In the evening we had been invited to attend a meeting at a Bulgarian church which was hosting an American. As it turned out we knew each other from way back in the seventies when he came to our church leading a worship team called Living Sound! It was great to meet up again after all these years.
The pastor and his wife who had invited us to the meeting are a Bulgarian couple who are interested in sending young people from their church to work with us on missions within the country. This is a great opportunity to expand what we are doing in Bulgaria and we agreed to meet again before we left the country.
On Saturday we had lunch with Danny and his wife Naska who lead the other church we visited the first time I went to Bulgaria with the tent. It was in their village that we first saw miracles in the tent and large numbers of people getting saved although Danny had not met Naska at that time. It was great to spend time with this young couple and hear of all God is doing with them. As a church they have bought a plot of land and are saving all they can to build a church building in 2012 as at the moment they meet in a converted shipping container. The metal walls run with condensation throughout their worship times and the unit is freezing cold as we were to find out that evening. Danny has a regular job (quite unusual for a gypsy) working for the supermarket chain Kalfland at minimum wage and Naska has a vision to start a clothes shop come Internet cafe.
She already has a market stall selling clothes to supplement their income. Last time I was with them in August she told me she wanted to start selling school clothes but did not have the money to buy the stock. I felt lead to lend her the £150 she needed to buy the stock and on my return this time she greeted me by returning the money she had been lent and telling me she had more than doubled it in the three months since I lent it to her. What a faithful worker she is.
It is my hope that we will be able to support this young couple in both their endeavours to build a church building and expand their business so it supports their ministry. At the moment when they are not working to earn a living they are busy seeking to build the Kingdom which is very demanding upon their young family.
We have already agreed to take the tent and a team to the village in June 2012 to support the opening of their new church building with a mission in the village.
On Sunday morning we ministered in a small Bulgarian church in Asenovgrad, a large town a few miles from Plovdiv. I was invited to this church last time i was in Bulgaria and immediately felt a link in the Spirit. Most non orthodox churches in Bulgaria are considered to be sects and as such attract some persecution which manifests in various ways and they are generally treated with some suspicion.
This church meet in a converted shop and have a lively style of worship. the pastor, his wife and two boys are very keen to see God move powerfully in their community. They support themselves through a couple of businesses; one exports spices and the other is a hot drinks vending machine business. These are placed around the town in the open air. The eldest son told me his dad had given him one machine to run as his own business and he has decided that he would tithe on gross turnover. That machine was now outselling all of his father’s machines and was making the most profit. What a wonderful example he is to Christians everywhere. We had a great time with both the church and the pastor and his family who we are quickly building a great friendship with.

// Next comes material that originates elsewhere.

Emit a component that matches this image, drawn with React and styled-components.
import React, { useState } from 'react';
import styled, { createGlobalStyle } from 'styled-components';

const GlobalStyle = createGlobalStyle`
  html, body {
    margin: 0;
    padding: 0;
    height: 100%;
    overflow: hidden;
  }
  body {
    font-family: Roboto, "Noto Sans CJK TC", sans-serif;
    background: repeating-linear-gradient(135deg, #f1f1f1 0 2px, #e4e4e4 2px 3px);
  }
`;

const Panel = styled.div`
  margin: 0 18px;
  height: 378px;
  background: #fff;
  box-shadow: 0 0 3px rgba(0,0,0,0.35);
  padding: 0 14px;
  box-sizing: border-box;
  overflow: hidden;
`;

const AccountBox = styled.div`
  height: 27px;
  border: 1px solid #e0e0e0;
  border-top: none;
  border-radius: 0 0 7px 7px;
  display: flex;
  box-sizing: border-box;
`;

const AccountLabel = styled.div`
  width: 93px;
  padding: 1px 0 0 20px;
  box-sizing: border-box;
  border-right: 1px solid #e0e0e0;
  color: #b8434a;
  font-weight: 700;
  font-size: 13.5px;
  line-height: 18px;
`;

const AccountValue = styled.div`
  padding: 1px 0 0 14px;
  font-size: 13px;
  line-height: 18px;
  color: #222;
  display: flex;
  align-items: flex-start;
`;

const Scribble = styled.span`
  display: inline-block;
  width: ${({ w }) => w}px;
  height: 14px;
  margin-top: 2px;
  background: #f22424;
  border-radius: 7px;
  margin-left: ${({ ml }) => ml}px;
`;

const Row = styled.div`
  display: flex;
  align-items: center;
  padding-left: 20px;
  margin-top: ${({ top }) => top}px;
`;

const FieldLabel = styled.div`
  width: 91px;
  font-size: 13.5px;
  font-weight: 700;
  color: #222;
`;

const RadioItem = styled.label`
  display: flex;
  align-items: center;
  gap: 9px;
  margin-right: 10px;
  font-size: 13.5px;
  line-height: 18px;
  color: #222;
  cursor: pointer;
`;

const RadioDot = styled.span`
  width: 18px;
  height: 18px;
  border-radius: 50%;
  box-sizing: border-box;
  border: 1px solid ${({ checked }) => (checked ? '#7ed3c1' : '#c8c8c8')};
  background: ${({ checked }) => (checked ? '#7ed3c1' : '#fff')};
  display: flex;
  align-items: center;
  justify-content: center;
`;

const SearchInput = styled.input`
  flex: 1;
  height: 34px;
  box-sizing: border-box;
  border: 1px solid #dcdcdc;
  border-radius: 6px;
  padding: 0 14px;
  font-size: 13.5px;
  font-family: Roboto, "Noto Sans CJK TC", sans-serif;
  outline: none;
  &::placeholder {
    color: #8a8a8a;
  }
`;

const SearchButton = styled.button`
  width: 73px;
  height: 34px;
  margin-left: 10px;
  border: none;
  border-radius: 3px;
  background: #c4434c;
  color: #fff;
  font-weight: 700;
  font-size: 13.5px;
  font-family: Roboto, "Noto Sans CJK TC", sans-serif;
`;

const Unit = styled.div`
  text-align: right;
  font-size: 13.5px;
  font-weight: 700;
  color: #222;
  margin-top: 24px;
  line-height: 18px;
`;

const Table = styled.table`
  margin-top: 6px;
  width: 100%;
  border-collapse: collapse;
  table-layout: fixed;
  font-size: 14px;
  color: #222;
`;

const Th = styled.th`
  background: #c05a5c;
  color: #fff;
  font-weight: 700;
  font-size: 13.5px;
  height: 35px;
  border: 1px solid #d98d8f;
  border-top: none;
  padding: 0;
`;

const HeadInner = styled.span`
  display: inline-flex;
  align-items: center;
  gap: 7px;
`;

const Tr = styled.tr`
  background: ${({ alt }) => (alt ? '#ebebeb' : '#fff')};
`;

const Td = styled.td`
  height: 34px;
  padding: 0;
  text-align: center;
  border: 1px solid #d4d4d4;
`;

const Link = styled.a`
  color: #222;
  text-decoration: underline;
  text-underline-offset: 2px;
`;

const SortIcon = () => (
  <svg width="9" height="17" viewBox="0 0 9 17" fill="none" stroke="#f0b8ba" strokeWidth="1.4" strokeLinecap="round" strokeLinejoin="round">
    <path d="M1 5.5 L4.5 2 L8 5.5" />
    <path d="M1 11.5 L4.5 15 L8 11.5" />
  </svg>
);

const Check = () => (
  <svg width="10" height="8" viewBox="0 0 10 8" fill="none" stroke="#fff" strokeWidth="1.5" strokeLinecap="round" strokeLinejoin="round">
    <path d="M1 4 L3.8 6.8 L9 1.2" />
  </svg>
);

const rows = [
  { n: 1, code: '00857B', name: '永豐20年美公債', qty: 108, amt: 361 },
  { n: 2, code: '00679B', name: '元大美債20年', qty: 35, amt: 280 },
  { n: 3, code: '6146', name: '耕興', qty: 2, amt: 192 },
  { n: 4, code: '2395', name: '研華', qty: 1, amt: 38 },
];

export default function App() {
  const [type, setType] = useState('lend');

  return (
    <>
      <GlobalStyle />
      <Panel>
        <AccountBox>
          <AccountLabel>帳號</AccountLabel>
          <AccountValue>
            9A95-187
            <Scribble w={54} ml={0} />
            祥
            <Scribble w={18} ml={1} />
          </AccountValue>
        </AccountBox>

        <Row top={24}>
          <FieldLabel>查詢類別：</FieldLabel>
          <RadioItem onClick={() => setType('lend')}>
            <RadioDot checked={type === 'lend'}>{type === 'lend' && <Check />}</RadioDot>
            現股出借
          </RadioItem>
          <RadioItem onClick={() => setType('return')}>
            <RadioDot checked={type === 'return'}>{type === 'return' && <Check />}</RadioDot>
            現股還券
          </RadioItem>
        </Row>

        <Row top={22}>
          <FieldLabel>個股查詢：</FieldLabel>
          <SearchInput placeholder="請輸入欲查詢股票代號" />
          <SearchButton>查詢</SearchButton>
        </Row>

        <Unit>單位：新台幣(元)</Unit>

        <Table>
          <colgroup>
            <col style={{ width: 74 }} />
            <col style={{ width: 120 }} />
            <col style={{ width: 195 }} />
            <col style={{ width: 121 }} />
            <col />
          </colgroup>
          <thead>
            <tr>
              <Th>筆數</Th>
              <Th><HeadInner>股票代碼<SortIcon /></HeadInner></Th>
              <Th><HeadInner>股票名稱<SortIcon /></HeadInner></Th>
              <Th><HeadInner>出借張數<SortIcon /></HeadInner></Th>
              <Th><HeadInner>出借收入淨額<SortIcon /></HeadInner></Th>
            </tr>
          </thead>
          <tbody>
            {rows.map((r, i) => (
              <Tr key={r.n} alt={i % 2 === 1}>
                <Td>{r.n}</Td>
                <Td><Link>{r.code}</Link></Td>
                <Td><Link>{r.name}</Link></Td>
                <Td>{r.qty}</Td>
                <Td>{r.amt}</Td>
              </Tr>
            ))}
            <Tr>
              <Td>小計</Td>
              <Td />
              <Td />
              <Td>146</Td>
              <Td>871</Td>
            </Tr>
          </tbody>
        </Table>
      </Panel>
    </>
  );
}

Sunday evening saw us with Segun’s church in Stilpinova where there were recently riots between gypsies and Bulgarians. Things had flared up after a relative of the king of the gypsies knocked over and killed a young Bulgarian in his car. We saw a couple of buildings that had been burned down during the riots and the stories and counter stories of what had happened were to be heard everywhere. Suffice to say that there is a great need in this area with tensions only just below the surface at any given time.

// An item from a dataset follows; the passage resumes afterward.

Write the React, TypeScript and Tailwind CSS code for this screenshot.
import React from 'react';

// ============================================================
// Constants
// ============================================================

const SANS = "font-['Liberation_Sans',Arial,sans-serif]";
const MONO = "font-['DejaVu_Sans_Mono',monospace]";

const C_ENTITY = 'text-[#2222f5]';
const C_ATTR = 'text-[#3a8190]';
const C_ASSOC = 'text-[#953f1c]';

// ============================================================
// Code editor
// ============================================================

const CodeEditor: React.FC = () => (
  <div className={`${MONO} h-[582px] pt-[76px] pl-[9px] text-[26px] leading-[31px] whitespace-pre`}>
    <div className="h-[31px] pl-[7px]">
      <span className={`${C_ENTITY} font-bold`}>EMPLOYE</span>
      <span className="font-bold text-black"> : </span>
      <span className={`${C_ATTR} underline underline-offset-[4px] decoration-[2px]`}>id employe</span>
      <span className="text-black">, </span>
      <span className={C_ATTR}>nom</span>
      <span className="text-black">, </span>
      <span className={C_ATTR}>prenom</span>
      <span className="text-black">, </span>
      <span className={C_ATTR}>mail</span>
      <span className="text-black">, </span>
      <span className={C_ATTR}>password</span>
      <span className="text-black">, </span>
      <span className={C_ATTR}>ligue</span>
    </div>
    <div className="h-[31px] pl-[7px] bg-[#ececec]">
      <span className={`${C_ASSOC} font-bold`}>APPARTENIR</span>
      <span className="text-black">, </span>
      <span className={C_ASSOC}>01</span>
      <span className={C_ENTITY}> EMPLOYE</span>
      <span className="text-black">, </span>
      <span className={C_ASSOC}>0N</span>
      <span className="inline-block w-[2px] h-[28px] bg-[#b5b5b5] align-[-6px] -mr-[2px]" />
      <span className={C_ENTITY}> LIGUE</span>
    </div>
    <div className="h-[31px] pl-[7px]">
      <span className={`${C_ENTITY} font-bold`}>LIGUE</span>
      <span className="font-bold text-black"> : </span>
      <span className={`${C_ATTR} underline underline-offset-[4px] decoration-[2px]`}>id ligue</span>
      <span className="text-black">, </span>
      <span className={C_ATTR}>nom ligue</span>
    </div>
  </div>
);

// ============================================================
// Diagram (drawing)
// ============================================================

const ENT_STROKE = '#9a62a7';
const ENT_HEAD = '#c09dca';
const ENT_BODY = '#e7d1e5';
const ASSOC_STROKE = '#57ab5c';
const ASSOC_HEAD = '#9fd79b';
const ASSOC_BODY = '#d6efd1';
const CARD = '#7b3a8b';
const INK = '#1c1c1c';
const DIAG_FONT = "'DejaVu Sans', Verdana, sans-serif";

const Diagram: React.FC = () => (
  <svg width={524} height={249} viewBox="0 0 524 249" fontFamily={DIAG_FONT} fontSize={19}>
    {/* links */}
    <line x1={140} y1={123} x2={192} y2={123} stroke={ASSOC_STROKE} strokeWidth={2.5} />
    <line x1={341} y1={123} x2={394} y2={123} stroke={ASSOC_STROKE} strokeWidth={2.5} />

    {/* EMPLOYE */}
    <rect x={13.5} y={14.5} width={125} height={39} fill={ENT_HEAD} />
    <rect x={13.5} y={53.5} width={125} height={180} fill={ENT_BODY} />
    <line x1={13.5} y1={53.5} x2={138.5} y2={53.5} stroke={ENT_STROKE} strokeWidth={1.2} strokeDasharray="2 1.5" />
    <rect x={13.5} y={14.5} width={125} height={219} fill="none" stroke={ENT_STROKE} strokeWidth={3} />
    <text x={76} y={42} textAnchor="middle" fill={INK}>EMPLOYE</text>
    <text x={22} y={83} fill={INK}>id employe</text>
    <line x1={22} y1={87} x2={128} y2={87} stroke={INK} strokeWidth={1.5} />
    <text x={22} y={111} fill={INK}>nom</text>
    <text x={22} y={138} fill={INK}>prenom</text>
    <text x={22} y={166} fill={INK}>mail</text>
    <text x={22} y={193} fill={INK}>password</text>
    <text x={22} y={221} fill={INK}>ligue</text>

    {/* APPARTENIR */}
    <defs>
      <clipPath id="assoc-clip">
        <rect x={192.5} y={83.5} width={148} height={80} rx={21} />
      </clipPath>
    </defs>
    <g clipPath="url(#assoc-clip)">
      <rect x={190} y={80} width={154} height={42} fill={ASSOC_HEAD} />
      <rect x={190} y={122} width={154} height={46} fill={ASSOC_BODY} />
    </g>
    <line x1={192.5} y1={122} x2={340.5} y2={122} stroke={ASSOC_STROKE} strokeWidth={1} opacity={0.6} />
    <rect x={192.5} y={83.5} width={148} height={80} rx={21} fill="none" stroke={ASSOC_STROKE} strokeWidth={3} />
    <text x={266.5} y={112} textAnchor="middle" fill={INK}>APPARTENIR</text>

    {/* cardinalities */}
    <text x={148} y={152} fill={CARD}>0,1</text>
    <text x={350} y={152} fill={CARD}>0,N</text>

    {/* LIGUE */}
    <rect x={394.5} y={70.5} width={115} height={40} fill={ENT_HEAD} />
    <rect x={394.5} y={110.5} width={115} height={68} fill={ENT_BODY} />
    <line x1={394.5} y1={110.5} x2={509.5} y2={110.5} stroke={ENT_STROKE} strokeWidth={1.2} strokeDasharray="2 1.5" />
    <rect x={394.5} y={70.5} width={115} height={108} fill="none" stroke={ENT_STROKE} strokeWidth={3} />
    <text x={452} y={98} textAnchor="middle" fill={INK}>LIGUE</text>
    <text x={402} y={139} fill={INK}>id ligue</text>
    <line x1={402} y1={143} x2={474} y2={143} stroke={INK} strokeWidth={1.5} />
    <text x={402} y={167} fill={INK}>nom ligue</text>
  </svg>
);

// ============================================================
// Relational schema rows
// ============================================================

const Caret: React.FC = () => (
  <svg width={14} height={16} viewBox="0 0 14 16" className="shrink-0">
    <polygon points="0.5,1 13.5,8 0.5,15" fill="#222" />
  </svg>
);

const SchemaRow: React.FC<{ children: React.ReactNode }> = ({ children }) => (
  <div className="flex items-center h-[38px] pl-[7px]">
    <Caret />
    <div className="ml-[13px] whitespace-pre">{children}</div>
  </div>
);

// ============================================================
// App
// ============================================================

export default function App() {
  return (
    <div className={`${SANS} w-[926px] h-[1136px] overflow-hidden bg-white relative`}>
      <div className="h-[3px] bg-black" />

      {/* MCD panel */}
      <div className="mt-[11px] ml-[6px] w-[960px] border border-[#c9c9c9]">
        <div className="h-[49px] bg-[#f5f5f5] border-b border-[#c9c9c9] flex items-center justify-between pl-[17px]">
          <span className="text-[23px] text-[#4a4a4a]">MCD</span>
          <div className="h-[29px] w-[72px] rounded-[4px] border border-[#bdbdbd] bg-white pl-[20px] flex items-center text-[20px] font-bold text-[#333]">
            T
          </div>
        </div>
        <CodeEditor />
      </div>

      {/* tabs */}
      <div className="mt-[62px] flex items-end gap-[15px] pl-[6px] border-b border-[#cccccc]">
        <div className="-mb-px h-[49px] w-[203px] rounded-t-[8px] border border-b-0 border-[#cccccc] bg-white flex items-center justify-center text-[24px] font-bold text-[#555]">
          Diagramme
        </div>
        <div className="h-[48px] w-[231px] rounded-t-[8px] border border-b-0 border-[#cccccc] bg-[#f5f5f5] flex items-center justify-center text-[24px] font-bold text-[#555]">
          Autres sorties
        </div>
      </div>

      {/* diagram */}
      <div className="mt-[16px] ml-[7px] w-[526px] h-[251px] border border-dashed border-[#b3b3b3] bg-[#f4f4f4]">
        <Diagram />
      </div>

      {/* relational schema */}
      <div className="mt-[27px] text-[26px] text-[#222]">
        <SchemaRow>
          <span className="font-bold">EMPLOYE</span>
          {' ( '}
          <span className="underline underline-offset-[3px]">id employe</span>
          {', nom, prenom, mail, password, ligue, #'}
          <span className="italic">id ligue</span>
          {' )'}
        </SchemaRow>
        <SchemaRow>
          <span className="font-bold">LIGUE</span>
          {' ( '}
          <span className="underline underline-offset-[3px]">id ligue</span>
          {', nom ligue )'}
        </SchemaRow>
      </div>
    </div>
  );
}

We carried out a very successful mission in this Moslem area about fours years ago out of which Segun’s church was planted and we have been supporting them ever since. Segun is a Nigerian who is married to Yoanna, a Bulgarian, and they have three lovely children all under five. Segun used to be a professional footballer until he had to retire after damaging his knee. The church is growing both numerically and spiritually and it is a great pleasure to spend time with them. They are really hungry for the things of God and to be a blessing to their community.

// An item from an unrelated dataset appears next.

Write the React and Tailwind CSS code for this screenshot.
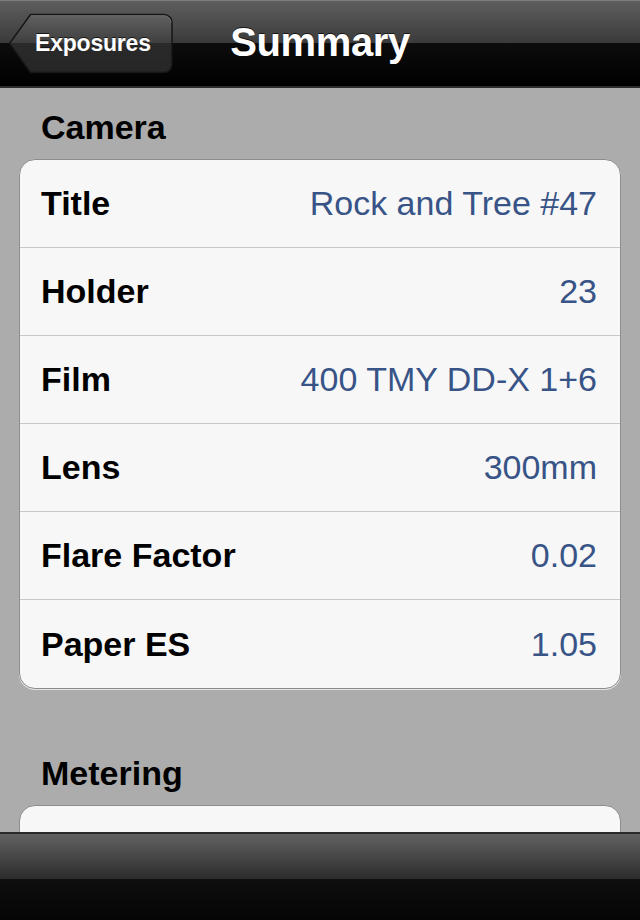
const camera = [
  ['Title', 'Rock and Tree #47'],
  ['Holder', '23'],
  ['Film', '400 TMY DD-X 1+6'],
  ['Lens', '300mm'],
  ['Flare Factor', '0.02'],
  ['Paper ES', '1.05'],
];

const font = { fontFamily: '"Liberation Sans", Arial, sans-serif' };

// glossy back arrow button, drawn as a shape under its label
const BackButton = ({ label }) => (
  <button className="relative ml-[8px] flex h-[61px] w-[166px] items-center pl-[27px]">
    <svg className="absolute inset-0" width="166" height="61" viewBox="0 0 166 61">
      <defs>
        <linearGradient id="backFill" x1="0" y1="0" x2="0" y2="1">
          <stop offset="0" stopColor="#616161" />
          <stop offset="0.5" stopColor="#3e3e3e" />
          <stop offset="0.5" stopColor="#2a2a2a" />
          <stop offset="1" stopColor="#262626" />
        </linearGradient>
      </defs>
      <path
        d="M22.5 1.5 H156 a8 8 0 0 1 8 8 V51.5 a8 8 0 0 1 -8 8 H22.5 L1.5 30.5 Z"
        fill="url(#backFill)"
        stroke="#161616"
        strokeWidth="1.5"
      />
      <path d="M23 2.8 H156 a7 7 0 0 1 7 7" fill="none" stroke="#7a7a7a" strokeWidth="1" opacity="0.6" />
    </svg>
    <span className="relative text-[23px] font-bold tracking-[-0.2px] text-white [text-shadow:0_-1px_0_rgba(0,0,0,0.7)]">
      {label}
    </span>
  </button>
);

const Header = ({ children }) => (
  <div className="px-[41px] text-[34px] font-bold leading-[40px] text-black">
    {children}
  </div>
);

export default function App() {
  return (
    <div className="flex h-[920px] w-[640px] flex-col overflow-hidden bg-[#acacac]" style={font}>
      <div className="grid h-[88px] shrink-0 grid-cols-[1fr_auto_1fr] items-center border-t border-b-2 border-t-[#7d7d7d] border-b-[#2c2c2c] bg-[linear-gradient(#5e5e5e,#3a3a3a_50%,#0c0c0c_50%,#000)]">
        <div className="flex">
          <BackButton label="Exposures" />
        </div>
        <div className="mb-[4px] text-[40px] font-bold tracking-[-0.4px] text-white [text-shadow:0_-1px_0_rgba(0,0,0,0.7)]">
          Summary
        </div>
        <div />
      </div>

      <div className="flex-1 overflow-hidden pt-[19px]">
        <Header>Camera</Header>
        <div className="mx-[19px] mt-[12px] overflow-hidden rounded-[16px] border border-[#8c8c8c] bg-[#f7f7f7] shadow-[0_1px_0_#e4e4e4]">
          {camera.map(([label, value], i) => (
            <div
              key={label}
              className={`flex h-[88px] items-center justify-between pl-[21px] pr-[23px] ${
                i < camera.length - 1 ? 'border-b border-[#c9c9c9]' : 'h-[87px]'
              }`}
            >
              <span className="text-[34px] font-bold text-black">{label}</span>
              <span className="text-[34px] text-[#385487]">{value}</span>
            </div>
          ))}
        </div>

        <div className="mt-[64px]">
          <Header>Metering</Header>
        </div>
        <div className="mx-[19px] mt-[12px] h-[88px] rounded-[16px] border border-[#8c8c8c] bg-[#f7f7f7]" />
      </div>

      <div className="h-[88px] shrink-0 border-t-2 border-[#2a2a2a] bg-[linear-gradient(#626262,#2c2c2c_52%,#0e0e0e_52%,#050505)]" />
    </div>
  );
}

Segun also runs three football teams which have proved to be a great way of reaching out to the young men of the area and he has become a surrogate father to many of the young boys. The work has been so successful in changing the attitude of these young people it has attracted the attention of both the local and national press. When he first started the football teams no one thought that gypsies could play successful football due to their lack of discipline but how they have proved them wrong! Not only do they play great football but Segun has also got many of the boys back into the school system. Sadly due to the high unemployment in the area the cost of playing in the youth league has proved too great at this time for the church to continue to support and the teams currently only play friendly matches. The church also desperately needs to move to a larger building but again this is a faith venture as their offerings barely cover the rent of the building they meet in now. Please pray for them.
On Monday we were back with Segun teaching his leaders most of whom sat taking notes enthusiastically as I shared on being filled and lead by the Holy Spirit , again quite unusual as many gypsies don’t read or write having left school due to persecution. The evening ended with a great anointing service with almost everyone being ministered to for a filling or refilling of the Holy Spirit.
On Tuesday we again met with the Bulgarian pastor and his wife who want us to take young people from their church on missions with us. This was a great time of fellowship and our interpreter who initially introduced us to the couple, as they are her pastors, was greatly surprised when they invited me to come back and speak to their church on evangelism. This is something God had recently put a great burden on them that they should be doing but not really knowing where to start. Her surprise was born out of the fact that she knew this couple to be very courteous people who needed to build relationship before opening the church to anyone. So in February we return to Plovdiv with yet another door open to us.
Please pray for all those I have mentioned in this short report and for us as we continue to preach the Gospel and build His church wherever He opens the doors.